Então só me resta perguntar, porquê esta ânsia de restringir as possibilidades de confusão das réplicas de airsoft com as armas reais? Serão os cidadãos portugueses os menos merecedores de confiança de toda a União Europeia apesar de termos a menor taxa de criminalidade?
A União Europeia no seu relatório, já referido, diz no seu ponto 7.4.: Os casos relatados de conversão ilícita de pistolas de alarme e, mais geralmente, de utilizações mal-intencionadas de réplicas em intimidações ou «hold-up» devem contudo ser relativizados em relação ao número, bastante elevado na União Europeia, de pistolas de alarme (ou capazes de disparar projécteis inofensivos). Se associarmos a estas categorias os airsofts, chega-se, no exemplo da Alemanha, a uma estimativa compreendida entre 15 e 18 milhões de produtos detidos.
Aliás ainda o mesmo relatório termina com o ponto 9.11: São estas as razões pelas quais a inclusão no âmbito de aplicação da Directiva 91/477/CEE de réplicas com características e finalidades diversas não parece desejável, tanto mais que as que são transformáveis e, por conseguinte, assimiláveis a uma arma de fogo estão, a partir de agora, cobertas pela Directiva 2008/51/CE.
Poder-se-ia então questionar, por que razão se insiste, em Portugal, em continuar a aplicar a presente lei às réplicas de airsoft?
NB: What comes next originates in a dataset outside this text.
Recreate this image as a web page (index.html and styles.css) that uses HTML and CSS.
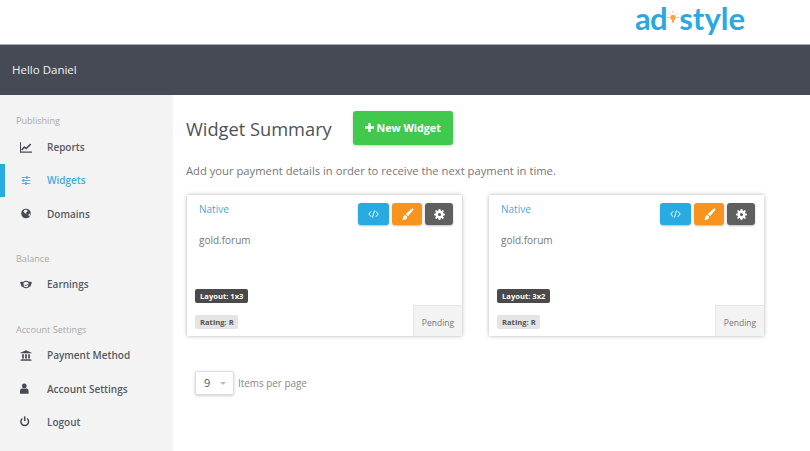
FILE: index.html
```html
<!DOCTYPE html>
<html lang="en">
<head>
  <meta charset="UTF-8">
  <title>Widget Summary</title>
  <link rel="stylesheet" href="styles.css">
</head>
<body>

  <!-- Logo row -->
  <div class="top">
    <div class="logo">
      <span class="logo-ad">ad</span>
      <svg class="logo-bulb" viewBox="0 0 16 20" width="12" height="15">
        <circle cx="8" cy="10" r="3.6" fill="#f7a24a"/>
        <rect x="6.8" y="12" width="2.4" height="5" fill="#f7a24a"/>
        <path d="M8 1v3M2 4l2 2M14 4l-2 2M0 10h3M16 10h-3" stroke="#f9b678" stroke-width="1.2"/>
      </svg>
      <span>style</span>
    </div>
  </div>

  <div class="hello-bar">Hello Daniel</div>

  <div class="main">
    <!-- Sidebar -->
    <div class="sidebar">
      <div class="side-title">Publishing</div>
      <a class="side-link">
        <svg class="side-icon" viewBox="0 0 14 12"><path d="M.6 0v11.4H14" fill="none" stroke="currentColor" stroke-width="1.2"/><path d="M2 9l3-3.5 2.2 1.6L12.5 2" fill="none" stroke="currentColor" stroke-width="1.8"/></svg>
        Reports
      </a>
      <a class="side-link active">
        <svg class="side-icon" viewBox="0 0 14 12"><path d="M2 2.5h10M2 6h10M2 9.5h10" stroke="currentColor" stroke-width="1"/><path d="M8 1v3M4 4.5v3M7 8v3" stroke="currentColor" stroke-width="2"/></svg>
        Widgets
      </a>
      <a class="side-link">
        <svg class="side-icon" viewBox="0 0 14 12"><circle cx="7" cy="6" r="5.6" fill="currentColor"/><path d="M5 1.800l3-.3 1 1.500-2 2 .5 2-2-1.500-1.500-1.500zM10 6.500l2-.5-.5 2.500-1.500.5z" fill="#f3f3f3"/></svg>
        Domains
      </a>

      <div class="side-title gap">Balance</div>
      <a class="side-link earnings">
        <svg class="side-icon" viewBox="0 0 14 12"><path d="M0 3.500l3-1 1.500 5.500-2.500 .5zM14 3.500l-3-1-1.500 5.500 2.500 .5z" fill="currentColor"/><circle cx="7" cy="6" r="3.800" fill="none" stroke="currentColor" stroke-width="1.300"/><path d="M5.500 6.500l1.500 1 2-2" fill="none" stroke="currentColor"/></svg>
        Earnings
      </a>

      <div class="side-title gap">Account Settings</div>
      <a class="side-link">
        <svg class="side-icon" viewBox="0 0 14 12"><path d="M7 0l6.500 2.800v.7H.5v-.7zM1.500 10h11v.8H1.500zM.5 11h13v1H.5z" fill="currentColor"/><path d="M2.500 4.500h2V9.500h-2zM6 4.500h2V9.500H6zM9.500 4.500h2V9.500h-2z" fill="currentColor"/></svg>
        Payment Method
      </a>
      <a class="side-link">
        <svg class="side-icon" viewBox="0 0 14 12"><circle cx="5" cy="3" r="2.800" fill="currentColor"/><path d="M0 12V8.500Q0 6 2.500 6h5Q10 6 10 8.500V12z" fill="currentColor"/></svg>
        Account Settings
      </a>
      <a class="side-link">
        <svg class="side-icon" viewBox="0 0 14 12"><path d="M2.800 2.500a4.500 4.500 0 1 0 5.400 0" fill="none" stroke="currentColor" stroke-width="1.700"/><path d="M5.500 0v5.500" stroke="currentColor" stroke-width="1.800"/></svg>
        Logout
      </a>
    </div>

    <!-- Content -->
    <div class="content">
      <div class="head-row">
        <h2>Widget Summary</h2>
        <button class="new-btn">
          <svg viewBox="0 0 10 10" width="9" height="9"><path d="M3.700 0h2.600v3.700H10v2.600H6.300V10H3.700V6.300H0V3.700h3.700z" fill="#fff"/></svg>
          New Widget
        </button>
      </div>
      <p class="notice">Add your payment details in order to receive the next payment in time.</p>

      <div class="cards">
        <div class="card">
          <div class="card-top">
            <div class="card-info">
              <a class="card-type">Native</a>
              <div class="card-site">gold.forum</div>
            </div>
            <div class="card-btns">
              <button class="icon-btn blue">
                <svg viewBox="0 0 14 10" width="11" height="8"><path d="M4 1.500L1 5l3 3.500M10 1.500L13 5l-3 3.500M8.300 .5L5.700 9.500" fill="none" stroke="#fff" stroke-width="1.200"/></svg>
              </button>
              <button class="icon-btn orange">
                <svg viewBox="0 0 14 14" width="13" height="13"><path d="M13 .5q.8.800 0 1.800L7.500 9 5 6.700 11.500.8q.9-.7 1.500-.3zM4.300 7.500l2.400 2.300Q6.500 13 1 13q1.800-1.200 1.500-3 .2-2 1.800-2.500z" fill="#fff"/></svg>
              </button>
              <button class="icon-btn grey">
                <svg viewBox="0 0 14 14" width="11" height="11"><path d="M6 0h2l.4 2 1.200.5L11.300 1.400l1.300 1.300-1.100 1.700.5 1.200 2 .4v2l-2 .4-.5 1.200 1.100 1.700-1.300 1.300-1.700-1.100-1.200.5-.4 2H6l-.4-2-1.200-.5-1.700 1.100-1.300-1.300 1.100-1.700-.5-1.200-2-.4V6l2-.4.5-1.200-1.100-1.700 1.300-1.300 1.700 1.100 1.200-.5zM7 5a2 2 0 1 0 0 4 2 2 0 0 0 0-4z" fill="#fff" fill-rule="evenodd"/></svg>
              </button>
            </div>
          </div>
          <div class="card-bottom">
            <div class="tags">
              <span class="tag dark">Layout: 1x3</span>
              <span class="tag light">Rating: R</span>
            </div>
            <div class="status">Pending</div>
          </div>
        </div>

        <div class="card">
          <div class="card-top">
            <div class="card-info">
              <a class="card-type">Native</a>
              <div class="card-site">gold.forum</div>
            </div>
            <div class="card-btns">
              <button class="icon-btn blue">
                <svg viewBox="0 0 14 10" width="11" height="8"><path d="M4 1.500L1 5l3 3.500M10 1.500L13 5l-3 3.500M8.300 .5L5.700 9.500" fill="none" stroke="#fff" stroke-width="1.200"/></svg>
              </button>
              <button class="icon-btn orange">
                <svg viewBox="0 0 14 14" width="13" height="13"><path d="M13 .5q.8.800 0 1.800L7.500 9 5 6.700 11.500.8q.9-.7 1.500-.3zM4.300 7.500l2.400 2.300Q6.500 13 1 13q1.800-1.200 1.500-3 .2-2 1.800-2.500z" fill="#fff"/></svg>
              </button>
              <button class="icon-btn grey">
                <svg viewBox="0 0 14 14" width="11" height="11"><path d="M6 0h2l.4 2 1.200.5L11.300 1.400l1.300 1.300-1.100 1.700.5 1.200 2 .4v2l-2 .4-.5 1.200 1.100 1.700-1.300 1.300-1.700-1.100-1.200.5-.4 2H6l-.4-2-1.200-.5-1.700 1.100-1.300-1.300 1.100-1.700-.5-1.200-2-.4V6l2-.4.5-1.200-1.100-1.700 1.300-1.300 1.700 1.100 1.200-.5zM7 5a2 2 0 1 0 0 4 2 2 0 0 0 0-4z" fill="#fff" fill-rule="evenodd"/></svg>
              </button>
            </div>
          </div>
          <div class="card-bottom">
            <div class="tags">
              <span class="tag dark">Layout: 3x2</span>
              <span class="tag light">Rating: R</span>
            </div>
            <div class="status">Pending</div>
          </div>
        </div>
      </div>

      <div class="pager">
        <div class="pager-select">9 <span class="caret"></span></div>
        <span class="pager-label">Items per page</span>
      </div>
    </div>
  </div>

</body>
</html>
```

FILE: styles.css
```css
* {
  box-sizing: border-box;
  margin: 0;
  padding: 0;
}

html,
body {
  height: 451px;
  overflow: hidden;
}

body {
  font-family: 'Open Sans', sans-serif;
  background: #ffffff;
  color: #555;
}

.top {
  height: 44px;
  display: flex;
  justify-content: flex-end;
  padding-right: 65px;
}

.logo {
  display: flex;
  align-items: flex-start;
  font-family: 'Lato', sans-serif;
  font-weight: 700;
  font-size: 31px;
  line-height: 36px;
  color: #2aa9e0;
  height: 44px;
}

.logo-ad {
  letter-spacing: -0.5px;
}

.logo-bulb {
  margin-top: 10px;
}

.hello-bar {
  height: 51px;
  background: #454a54;
  border-top: 1px solid #a9abae;
  color: #f2f2f2;
  font-size: 11.5px;
  line-height: 50px;
  padding-left: 12px;
}

.main {
  display: flex;
  height: 356px;
}

.sidebar {
  width: 173px;
  background: #f3f3f3;
  padding-top: 18.5px;
}

.side-title {
  font-size: 9.1px;
  line-height: 14px;
  color: #a9a9a9;
  padding-left: 16px;
  margin-bottom: 3px;
}

.side-title.gap {
  margin-top: 21.5px;
  margin-bottom: 2px;
}

.side-link {
  display: flex;
  align-items: center;
  height: 33.3px;
  padding-left: 20px;
  font-size: 10px;
  font-weight: 600;
  color: #555a63;
}

.side-link.earnings {
  padding-bottom: 1px;
}

.side-icon {
  width: 12px;
  height: 11px;
  margin-right: 15px;
  color: #454a54;
}

.side-link.active {
  color: #3fa9e0;
  border-left: 5px solid #29abe2;
  padding-left: 15px;
}

.side-link.active .side-icon {
  color: #3fa9e0;
}

.content {
  flex: 1;
  padding: 16px 0 0 13px;
}

.head-row {
  display: flex;
  align-items: center;
  gap: 21px;
}

h2 {
  font-size: 18.25px;
  font-weight: 400;
  color: #4d525b;
}

.new-btn {
  width: 100px;
  height: 34px;
  border: none;
  border-radius: 3px;
  background: #41c94e;
  color: #ffffff;
  font-family: inherit;
  font-size: 10.7px;
  font-weight: 700;
  box-shadow: 0 1px 3px rgba(0, 0, 0, 0.2);
}

.notice {
  font-size: 11.22px;
  color: #777;
  margin-top: 18px;
}

.cards {
  display: flex;
  gap: 26.5px;
  margin: 17px 0 0 0.5px;
}

.card {
  width: 275.5px;
  height: 141px;
  background: #ffffff;
  box-shadow: 0 0 4px rgba(0, 0, 0, 0.3);
  display: flex;
  flex-direction: column;
  justify-content: space-between;
}

.card-top {
  display: flex;
  justify-content: space-between;
  padding: 7px 9px 0 12.5px;
}

.card-type {
  display: block;
  font-size: 10px;
  color: #4ba6dd;
  line-height: 14px;
}

.card-site {
  font-size: 10px;
  color: #777;
  margin-top: 17px;
}

.card-btns {
  display: flex;
  gap: 3px;
  margin-top: 1px;
}

.icon-btn {
  height: 22px;
  width: 31px;
  border: none;
  border-radius: 3px;
  display: flex;
  align-items: center;
  justify-content: center;
  box-shadow: 0 1px 2px rgba(0, 0, 0, 0.25);
}

.icon-btn.blue {
  background: #29abe2;
}

.icon-btn.orange {
  background: #f7941e;
  width: 30px;
}

.icon-btn.grey {
  background: #5f5f5f;
  width: 28px;
}

.card-bottom {
  display: flex;
  justify-content: space-between;
  align-items: flex-end;
}

.tags {
  display: flex;
  flex-direction: column;
  align-items: flex-start;
  gap: 12px;
  padding: 0 0 7px 8.5px;
}

.tag {
  font-size: 7.6px;
  font-weight: 700;
  line-height: 14px;
  padding: 0 5px;
  border-radius: 2px;
}

.tag.dark {
  background: #4a4a4a;
  color: #ffffff;
}

.tag.light {
  background: #e4e4e4;
  color: #555;
  padding-right: 4px;
}

.status {
  width: 49px;
  height: 31px;
  background: #f3f3f3;
  color: #777;
  font-size: 8.5px;
  line-height: 33px;
  text-align: center;
  border-left: 1px solid #e6e6e6;
  border-top: 1px solid #e6e6e6;
}

.pager {
  display: flex;
  align-items: center;
  gap: 4px;
  margin: 35px 0 0 9px;
}

.pager-select {
  width: 39px;
  height: 24px;
  border: 1px solid #ddd;
  border-radius: 2px;
  box-shadow: 0 1px 3px rgba(0, 0, 0, 0.2);
  font-size: 11px;
  line-height: 22px;
  padding-left: 8px;
  color: #555;
  position: relative;
}

.caret {
  position: absolute;
  right: 7px;
  top: 10px;
  border-left: 3px solid transparent;
  border-right: 3px solid transparent;
  border-top: 3px solid #bbb;
}

.pager-label {
  font-size: 9.9px;
  color: #888;
}
```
Até porque esta também é a posição defendida pela Associação de Armeiros de Portugal na documentação apresentada a esta Comissão quando propõe a alteração do artigo 1º da Lei nº 5/2006 e a exclusão das reproduções de arma de fogo para práticas recreativas da aplicação da Lei das Armas.
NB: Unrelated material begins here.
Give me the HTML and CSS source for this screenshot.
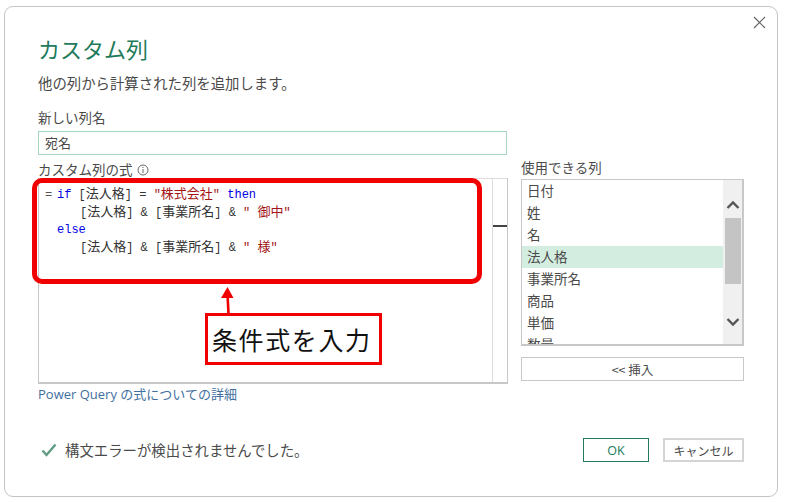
FILE: index.html
```html
<!DOCTYPE html>
<html lang="ja">
<head>
<meta charset="utf-8">
<title>カスタム列</title>
<link rel="stylesheet" href="styles.css">
</head>
<body>
<div class="dialog">
  <button class="close" aria-label="閉じる">
    <svg width="13" height="13" viewBox="0 0 13 13"><path d="M1 1L12 12M12 1L1 12" stroke="#666" stroke-width="1.2" fill="none"/></svg>
  </button>
  <h1 class="title">カスタム列</h1>
  <p class="desc">他の列から計算された列を追加します。</p>
  <div class="label name-label">新しい列名</div>
  <div class="name-input">宛名</div>
  <div class="columns">
    <div class="left">
      <div class="label formula-label">カスタム列の式
        <svg class="info" width="12" height="12" viewBox="0 0 12 12"><circle cx="6" cy="6" r="5" stroke="#666" fill="none"/><path d="M6 5V9M6 3V4" stroke="#666" fill="none"/></svg>
      </div>
      <div class="editor">
        <div class="code">
          <div class="line"><span class="eq">=</span><span class="kw">if</span> [<span class="cjk">法人格</span>] = <span class="str">"<span class="cjk">株式会社</span>"</span> <span class="kw">then</span></div>
          <div class="line indent2">[<span class="cjk">法人格</span>] &amp; [<span class="cjk">事業所名</span>] &amp; <span class="str">" <span class="cjk">御中</span>"</span></div>
          <div class="line indent1"><span class="kw">else</span></div>
          <div class="line indent2">[<span class="cjk">法人格</span>] &amp; [<span class="cjk">事業所名</span>] &amp; <span class="str">" <span class="cjk">様</span>"</span></div>
        </div>
        <div class="minimap"><div class="mini-mark"></div></div>
      </div>
      <a class="link">Power Query の式についての詳細</a>
    </div>
    <div class="right">
      <div class="label avail-label">使用できる列</div>
      <div class="list">
        <div class="items">
          <div class="item">日付</div>
          <div class="item">姓</div>
          <div class="item">名</div>
          <div class="item selected">法人格</div>
          <div class="item">事業所名</div>
          <div class="item">商品</div>
          <div class="item">単価</div>
          <div class="item">数量</div>
        </div>
        <div class="scrollbar">
          <svg class="chev" width="14" height="10" viewBox="0 0 14 10"><path d="M1.5 8L7 2.5L12.5 8" stroke="#555" stroke-width="2.4" fill="none"/></svg>
          <div class="thumb"></div>
          <svg class="chev" width="14" height="10" viewBox="0 0 14 10"><path d="M1.5 2L7 7.5L12.5 2" stroke="#555" stroke-width="2.4" fill="none"/></svg>
        </div>
      </div>
      <button class="insert">&lt;&lt; 挿入</button>
    </div>
  </div>
  <div class="footer">
    <div class="status">
      <svg width="16" height="14" viewBox="0 0 16 14"><path d="M1.5 7.5L5.5 12L14.5 1.5" stroke="#5f9c82" stroke-width="2.4" fill="none"/></svg>
      <span class="status-text">構文エラーが検出されませんでした。</span>
    </div>
    <button class="btn ok">OK</button>
    <button class="btn cancel">キャンセル</button>
  </div>

  <div class="red-frame"></div>
  <svg class="arrow" width="16" height="28" viewBox="0 0 16 28"><path d="M8.5 0L14.5 11H10L10.8 26H8.2L7.4 11H2Z" fill="#f00000"/></svg>
  <div class="callout">条件式を入力</div>
</div>
</body>
</html>
```
FILE: styles.css
```css
* { box-sizing: border-box; }
html, body { margin: 0; padding: 0; background: #fff; }
body {
  width: 785px;
  height: 502px;
  overflow: hidden;
  font-family: "Noto Sans CJK JP", "Noto Sans", sans-serif;
  color: #4a4a4a;
}
.dialog {
  position: relative;
  width: 774px;
  height: 491px;
  margin: 6px 0 0 4px;
  padding: 0 33px 0 33px;
  border: 1px solid #c4c4c4;
  border-radius: 9px;
  background: #fff;
}
.close {
  position: absolute;
  top: 9px;
  right: 11px;
  width: 13px;
  height: 13px;
  padding: 0;
  border: 0;
  background: none;
  display: block;
}
.close svg { display: block; }
.title {
  margin: 25px 0 0;
  height: 32px;
  font-size: 22px;
  line-height: 32px;
  font-weight: 400;
  color: #217a5b;
}
.desc {
  margin: 9px 0 0;
  font-size: 14.4px;
  line-height: 20px;
  height: 20px;
}
.label {
  font-size: 13.5px;
  line-height: 18px;
  height: 18px;
}
.name-label { margin-top: 15px; }
.name-input {
  width: 469px;
  height: 24px;
  margin-top: 5px;
  padding-left: 6px;
  border: 1px solid #a5d6bd;
  font-size: 13px;
  line-height: 21px;
}
.columns {
  display: flex;
  gap: 13px;
}
.left { width: 471px; }
.formula-label { margin-top: 5px; display: flex; align-items: center; gap: 4px; }
.info { margin-top: 1px; }
.editor {
  display: flex;
  height: 206px;
  border: 1px solid #c8c8c8;
  border-top-color: #dcdcdc;
  border-width: 1px 1px 2px 1px;
}
.code {
  flex: 1;
  padding: 8px 0 0 6px;
  font-size: 12px;
  color: #333;
}
.line {
  height: 17.7px;
  line-height: 17.7px;
  white-space: pre;
  font-family: "Liberation Mono", "Noto Sans CJK JP", monospace;
}
.cjk { font-family: "Noto Sans CJK JP", sans-serif; font-size: 13px; line-height: 0; }
.eq { display: inline-block; width: 12px; color: #555; }
.kw { color: #0000e6; }
.str { color: #a31515; }
.indent1 { padding-left: 12px; }
.indent2 { padding-left: 35px; }
.minimap {
  width: 15px;
  flex: none;
  border-left: 1px solid #dcdcdc;
  padding-top: 46px;
}
.mini-mark { height: 2px; background: #444; }
.link {
  display: block;
  margin-top: 1px;
  font-size: 13px;
  line-height: 18px;
  color: #3f6f9f;
  font-family: "Open Sans", "Noto Sans CJK JP", sans-serif;
}
.right { width: 223px; }
.avail-label { margin-top: 3px; }
.list {
  display: flex;
  height: 167px;
  margin-top: 3px;
  border: 1px solid #c8c8c8;
  border-width: 1px 2px 2px 1px;
  overflow: hidden;
}
.items { flex: 1; min-width: 0; overflow: hidden; }
.item {
  height: 22px;
  padding-left: 5px;
  font-size: 13.5px;
  line-height: 20px;
}
.selected { background: #d3eee0; }
.scrollbar {
  width: 19px;
  background: #f0f0f0;
  padding: 20px 0 0 1px;
  display: flex;
  flex-direction: column;
  align-items: center;
}
.chev { display: block; flex: none; }
.thumb {
  width: 16px;
  height: 66px;
  flex: none;
  margin: 8px 0 33px;
  background: #c4c4c4;
}
.insert, .btn {
  padding: 0;
  background: #fff;
  color: #4a4a4a;
  font-family: inherit;
  font-size: 12px;
}
.insert {
  display: block;
  width: 223px;
  height: 24px;
  margin-top: 11px;
  border: 1px solid #c8c8c8;
  font-size: 12.5px;
}
.footer {
  display: flex;
  align-items: center;
  margin-top: 35px;
  height: 24px;
}
.status {
  display: flex;
  align-items: center;
  gap: 8px;
  flex: 1;
  padding-left: 3px;
  font-size: 14.4px;
}
.status-text { position: relative; top: -1px; }
.btn { height: 24px; }
.ok {
  width: 66px;
  margin-right: 14px;
  border: 1px solid #217a5b;
  color: #217a5b;
  font-family: "Open Sans", sans-serif;
  font-size: 12.5px;
}
.cancel {
  width: 81px;
  border: 2px solid #d4d4d4;
  font-size: 12px;
}
.red-frame {
  position: absolute;
  left: 27px;
  top: 171px;
  width: 450px;
  height: 106px;
  border: 5px solid #f00000;
  border-radius: 10px;
}
.arrow {
  position: absolute;
  left: 214px;
  top: 280px;
}
.callout {
  position: absolute;
  left: 200px;
  top: 306px;
  width: 177px;
  height: 52px;
  padding-left: 4px;
  border: 3px solid #f00000;
  background: #fff;
  color: #111;
  font-size: 25px;
  line-height: 47px;
  letter-spacing: 1.6px;
  white-space: nowrap;
}
```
A coloração das réplicas de airsoft em termos práticos só atingem um objectivo, dificultar a prática da modalidade, porque continuo a questionar os objectivos:
a) Evitar o alarme das populações?
I. As réplicas são sempre transportadas em caixas/estojos de e para os locais de jogo;
II. Os jogos são organizados, por norma, em locais isolados e com o conhecimento das autoridades locais;
b) Evitar a utilização ilícita em actos criminosos?
I. Trata-se de réplicas de venda livre na maioria dos países da União Europeia;
II. Muitas lojas europeias têm espaços de venda online e procedem à vendem dos artigos para qualquer ponto do globo terrestre;
III. O cidadão que adquiriu a réplica ilegalmente para uma utilização ilegal, certamente não terá qualquer preocupação em efectuar a sua pintura, mesmo que se apodere de uma pintada, será extremamente simples pintá-la de novo de negro;
c) Evitar que um agente da autoridade confunda uma arma de airsoft com uma arma real e dispare sobre o seu portador?
I. Algum agente da autoridade, tendo uma arma apontada, não reagiria pelo facto de ela estar pintada? Teríamos os criminosos a pintar armas reais para assim iludir as autoridades;
II. A revista americana FPS de Junho de 2002 publicava um artigo sobre a norma que impunha que uma arma de airsoft para entrar nos EUA teria de ter a extremidade pintada de cor laranja em pelo menos seis milímetros a partir da ponta do cano. Diziam «Eu assisti, em primeira mão, nas feiras de armas, a agentes de policia inspeccionando armas de airsoft e dizendo, “Marca laranja ou não, se alguém vier para mim com uma destas, vai levar um tiro.”»;
Aliás até a utilização de uma réplica de airsoft de uma arma automática para fins ilícitos, seria altamente improvável, pois como refere o juiz desembargador João Rato, num documento entregue nesta Comissão: «Quantos assaltos ou actos violentos foram cometidos com armas semiautomáticas longas com a configuração de armas automáticas? Respondo sem qualquer hesitação: 0» O mesmo se aplica às réplicas de airsoft de armas automáticas, sai muito mais barato adquirir uma caçadeira no mercado negro e serrar-lhe os canos, do que adquirir uma réplica de airsoft!
Em Portugal e ao abrigo do disposto na Lei nº 5/2006 todos os praticantes de airsoft conscientes das suas obrigações encontram-se filiados numa das duas APD’s existentes, por conseguinte faz todo o sentido que, à semelhança do que ocorre no Reino Unido, aos jogadores filiados nestas APD’s seja permitida a posse e utilização em jogo de réplicas de airsoft sem qualquer tipo de coloração não realística.
Porque o ‘sniper’ é uma componente importante na dinâmica de jogo, que exige a esses praticantes uma grande capacidade de camuflagem, uma grande habilidade na precisão do disparo e acima de tudo uma grande paciência, que lhes seja permitido utilizar réplicas de ferrolho com uma potência até 2,3 Joule, até porque como já o referi, é a própria Comissão Europeia que conclui que nos países da União Europeia está em geral entre os 2 e os 7 Joule.
Lisboa, 25 de Novembro de 2010"
2 comentários:
Parabéns pelo conseguido bem como pela exposição.
Gostava de saber qual vai ser a continuação do processo.
Cumps,
TME
Neste momento só nos resta aguardar... O deputado António Gameiro é o relator nomeado para a elaboração do relatório.
No entanto o Parlamento entendeu que dado o seu conteúdo a petição deveria ser analisada em conjunto com o processo de alteração da lei das armas, pelo que as nossas pretensões poderão ter reflexo nessa alteração.